Through it all, because of all, I felt sanctified.
But the story continues...
Yes, indeed, there’s a whole lot more to this story. All I need are the words...
* * *
11 Comments:
You may have difficulty voicing the words, but your heart knows all the lyrics and sings the songs of love beautifully. You are a gorgeous man, Jonas. And your 'in-laws' know that, and appreciate it.
I'm glad you got the chance to see her again Jonas and thankful you have family that care about you and love you. Take care.
I have tears still welling in my eyes from having read about this. Please, if you feel so inclined, do share more.
It takes two to make a marriage fail, but you surely were not perceived as a "miscreant" by this (ex) family.

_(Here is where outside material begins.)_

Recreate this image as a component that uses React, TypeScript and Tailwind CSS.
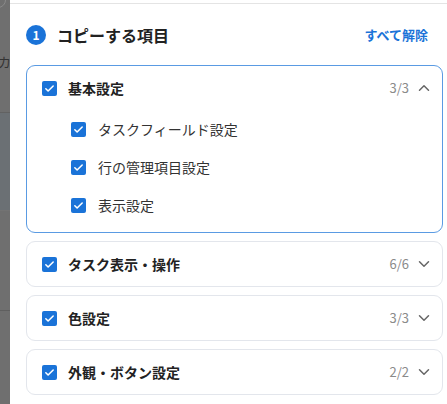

Clearly you won a place in their hearts as they did in yours. Through all the pain on all sides the relationships are beautiful. Your post is moving and brave, thank you.
This post of yours touched my heart more than I can say. I'm glad beyond words that you've shared these moments with this woman you love so dearly.
This made me cry, Jonas. I am so glad you were able to do that. I am so glad they were able to see your good heart ♥
Healing love is such a blessing. I am feeling so peaceful knowing you are in a better place because you where afforded the opportunity to touch and be touched by a family that you are STILL a part of. Smiles are sent your way. Keep it up son... it is SO good for you!
Your comments (individually/collectively) are most touching. Thank you.
The Seventh Decade challenges us to examine the hearts at the heart of things. There's lots to consider. I've no doubt I'll be lost in contemplation for a good long while.
Lovely post. I would only hope that my children-in-law feel that way about me. I dunno, somehow I doubt it.
This is such a tender post.
I'm in love with your use of the word sanctified.
Well, I'm crying too. I know all too well the feeling of grace, release, and - to some degree - relief when we realize our love is unexpectedly returned. In spite of everything.
I'm so glad you were able to spend time with her, Jonas. How healing that must have been for you both.